Information shown:
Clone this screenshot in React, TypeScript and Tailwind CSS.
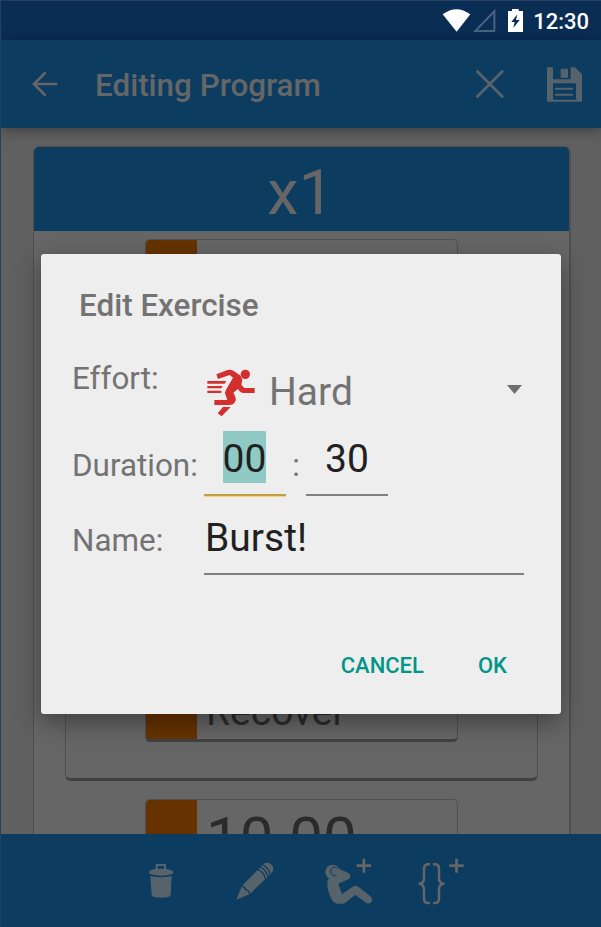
import React from "react";

function StatusIcons() {
  return (
    <svg className="h-[40px] w-[84px]" viewBox="36 3 252 120">
      <path d="M38 43 Q79 12 121 43 L80 95 Z" fill="#fff" />
      <path d="M193 34 V93 H136 Z" fill="none" stroke="#476383" strokeWidth="6" />
      <path
        fillRule="evenodd"
        fill="#fff"
        d="M234 33 H246 V27 H266 V33 H279 V96 H234 Z M262 43 L244 66 H254 L250 84 L269 60 H258 Z"
      />
    </svg>
  );
}

function BackIcon() {
  return (
    <svg className="h-[26px] w-[26px]" viewBox="96 213 78 78" fill="none" stroke="#666" strokeWidth="8">
      <path d="M172 252 H104 M137 217 L102 252 L137 287" />
    </svg>
  );
}

function CloseIcon() {
  return (
    <svg className="h-[30px] w-[30px]" viewBox="133 207 90 90" fill="none" stroke="#56636a" strokeWidth="8.500">
      <path d="M138 212 L217 292 M217 212 L138 292" />
    </svg>
  );
}

function SaveIcon() {
  return (
    <svg className="h-[35px] w-[35px]" viewBox="351 199 105 105">
      <path
        fillRule="evenodd"
        fill="#56636a"
        d="M351 200 H369 V236 H422 V200 H435 L456 221 V303 H351 Z M369 248 V297 H438 V248 Z"
      />
      <path fill="#56636a" d="M392 204 H414 V231 H392 Z M375 261 H429 V267 H375 Z M375 279 H429 V285 H375 Z" />
    </svg>
  );
}

function RunnerIcon() {
  return (
    <svg className="h-[50px] w-[50px] shrink-0" viewBox="48 54 150 150" fill="#d32f2f">
      <circle cx="166" cy="73" r="14" />
      <path d="M79 73 L113 60 Q122 58 130 62 L149 75 Q157 82 157 91 L154 104 L163 114 H194 V129 H159 Q153 129 149 124 L144 117 L130 128 L136 140 Q140 150 134 158 Q128 165 119 165 H73 V150 H112 L107 136 Q103 127 108 119 L129 83 L119 75 L84 87 Z" />
      <path d="M52 93 H109 L104 101 H52 Z M52 108 H98 L94 115 H52 Z M52 122 H94 V129 H52 Z M99 171 H122 L95 199 L83 190 Z" />
    </svg>
  );
}

function TrashIcon() {
  return (
    <svg className="h-[35px] w-[24px]" viewBox="56 58 72 105" fill="#56636a">
      <path fillRule="evenodd" d="M76 58 H107 V73 Q124 75 128 80 V87 Q110 93 92 93 Q72 93 57 87 V80 Q62 74 76 72 Z M82 64 V72 H101 V64 Z" />
      <path d="M60 94 Q92 102 124 94 L121 151 Q120 159 92 159 Q65 159 64 151 Z" />
    </svg>
  );
}

function PencilIcon() {
  return (
    <svg className="h-[38px] w-[38px]" viewBox="318 50 114 114">
      <path fill="#56636a" d="M319 163 L336 121 L401 56 Q408 50 416 53 Q433 60 429 76 L425 82 L360 146 Z" />
      <path
        fill="none"
        stroke="#0d3c61"
        strokeWidth="4"
        d="M334 122 Q345 124 346 133 Q357 134 359 147 M383 73 Q402 79 406 100 M391 66 Q409 73 413 93 M399 59 Q416 67 420 86"
      />
    </svg>
  );
}

function SitUpIcon() {
  return (
    <svg className="h-[47px] w-[48px]" viewBox="44 40 144 141">
      <circle cx="67" cy="82" r="22" fill="#56636a" />
      <path
        fill="#56636a"
        d="M67 70 Q76 66 86 72 L114 85 Q124 92 117 102 L84 117 L95 148 L127 126 Q135 120 144 126 L182 156 Q188 163 184 171 Q178 179 168 175 L135 150 L105 174 Q100 178 92 177 H80 Q72 176 67 169 Q51 143 51 116 Q50 104 58 100 Z"
      />
      <path fill="none" stroke="#0d3c61" strokeWidth="3" d="M82 72 Q70 62 62 73 Q58 84 65 90 Q70 95 79 93" />
      <path fill="none" stroke="#666" strokeWidth="8" d="M139 63 H182 M160.500 42 V84" />
    </svg>
  );
}

function BracesIcon() {
  return (
    <svg className="h-[47px] w-[46px]" viewBox="326 40 138 141" fill="none" stroke="#666">
      <path
        strokeWidth="7.500"
        d="M362 59 H357 Q344 59 344 72 V99 Q344 117 328 117 Q344 117 344 134 V162 Q344 175 357 175 H362 M371 59 H376 Q389 59 389 72 V99 Q389 117 405 117 Q389 117 389 134 V162 Q389 175 376 175 H371"
      />
      <path strokeWidth="8" d="M420 63 H463 M441.500 42 V84" />
    </svg>
  );
}

function ExerciseCard({ className, children }: { className: string; children?: React.ReactNode }) {
  return (
    <div
      className={`flex w-[313px] shrink-0 overflow-hidden rounded-[5px] border border-b-[3px] border-[#505050] border-b-[#414141] bg-[#666] text-[#2b2b2b] ${className}`}
    >
      <div className="w-[51px] shrink-0 bg-[#663300]" />
      <div className="flex-1 pl-[9px]">{children}</div>
    </div>
  );
}

export default function App() {
  return (
    <div className="relative flex h-[927px] w-[601px] flex-col overflow-hidden border-l border-[#263f68] bg-[#606060] font-['Roboto','Noto_Sans',sans-serif]">
      <div className="flex h-[40px] shrink-0 items-center justify-end border-t border-[#263f68] bg-[#0a2d53] pr-[12px]">
        <StatusIcons />
        <span className="ml-[7px] pt-[2px] text-[22px] leading-[26px] font-medium text-white">12:30</span>
      </div>

      <header className="z-10 flex h-[88px] shrink-0 items-center bg-[#0d3c61] pr-[19px] pl-[31px] shadow-[0_3px_12px_rgba(0,0,0,0.35)]">
        <BackIcon />
        <h1 className="ml-[37px] flex-1 pt-[3px] text-[31.400px] leading-[38px] font-medium text-[#666]">Editing Program</h1>
        <CloseIcon />
        <div className="ml-[42px]">
          <SaveIcon />
        </div>
      </header>

      <main className="flex h-[706px] shrink-0 flex-col overflow-hidden px-[32px] pt-[18px]">
        <section className="flex h-[900px] w-[538px] shrink-0 flex-col overflow-hidden rounded-[6px] border-t border-r-2 border-l border-[#505050] bg-[#666]">
          <div className="flex h-[84px] shrink-0 items-center justify-center bg-[#0d3c61] pr-[2px] pt-[7px] text-[63px] leading-[74px] text-[#666]">
            x1
          </div>
          <ExerciseCard className="mt-[8px] ml-[111px] h-[112px]" />
          <div className="mt-[18px] ml-[31px] flex h-[412px] w-[473px] shrink-0 flex-col justify-end rounded-[6px] border border-b-[3px] border-[#505050] border-b-[#414141] pb-[36px] pl-[79px]">
            <ExerciseCard className="h-[112px]">
              <div className="pt-[58px] text-[39px] leading-[46px]">Recover</div>
            </ExerciseCard>
          </div>
          <ExerciseCard className="mt-[18px] ml-[111px] h-[112px]">
            <div className="pt-[4px] text-[60px] leading-[70px]">10.00</div>
          </ExerciseCard>
        </section>
      </main>

      <footer className="z-10 flex h-[93px] shrink-0 bg-[#0d3c61]">
        <div className="mt-[30px] ml-[148px]">
          <TrashIcon />
        </div>
        <div className="mt-[28px] ml-[63px]">
          <PencilIcon />
        </div>
        <div className="mt-[24px] ml-[51px]">
          <SitUpIcon />
        </div>
        <div className="mt-[24px] ml-[45px]">
          <BracesIcon />
        </div>
      </footer>

      <div
        role="dialog"
        className="absolute top-[254px] left-[40px] z-20 flex h-[460px] w-[520px] flex-col rounded-[3px] bg-[#eee] pr-[37px] pl-[31px] text-[#737373] shadow-[0_8px_26px_rgba(0,0,0,0.38)]"
      >
        <h2 className="flex h-[102px] items-center pt-[1px] pl-[7px] text-[31.400px] font-medium">Edit Exercise</h2>
        <div className="flex h-[70px] items-center">
          <div className="w-[134px] pb-[24px] text-[31.400px] leading-[36px]">Effort:</div>
          <div className="pt-[4px]">
            <RunnerIcon />
          </div>
          <div className="ml-[13px] flex-1 pt-[2px] text-[39px] leading-[46px]">Hard</div>
          <svg className="mr-[2px] mb-[4px] h-[9px] w-[15px]" viewBox="0 0 15 9">
            <path d="M0 0 H15 L7.500 9 Z" fill="#6f6f6f" />
          </svg>
        </div>
        <div className="flex h-[70px] text-[31.400px] leading-[36px]">
          <div className="w-[132px] pt-[22px] whitespace-nowrap">Duration:</div>
          <div className="mb-[-1px] flex w-[82px] justify-center border-b border-[#f3d580] text-[39px] text-[#212121]">
            <div className="flex w-full justify-center border-b-2 border-[#c2a042] pt-[5px]">
              <span className="mr-[1px] h-[52px] bg-[#8fcbc4] leading-[56px]">00</span>
            </div>
          </div>
          <div className="w-[20px] pt-[22px] text-center">:</div>
          <div className="w-[82px] border-b-2 border-[#808080] pt-[5px] text-center text-[39px] leading-[56px] text-[#212121]">
            30
          </div>
        </div>
        <div className="flex h-[79px] text-[31.400px] leading-[36px]">
          <div className="w-[132px] pt-[27px]">Name:</div>
          <div className="w-[320px] border-b-2 border-[#808080] pt-[19px] pl-[1px] text-[39px] leading-[46px] text-[#212121]">Burst!</div>
        </div>
        <div className="flex justify-end gap-[54px] pt-[78px] pr-[17px] text-[22px] leading-[26px] font-medium text-[#009688]">
          <button>CANCEL</button>
          <button>OK</button>
        </div>
      </div>
    </div>
  );
}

What is needed: Copy out every line where the word "React" occurs.

Response to the exercise:
Clone this screenshot in React, TypeScript and Tailwind CSS.
import React from "react";
function ExerciseCard({ className, children }: { className: string; children?: React.ReactNode }) {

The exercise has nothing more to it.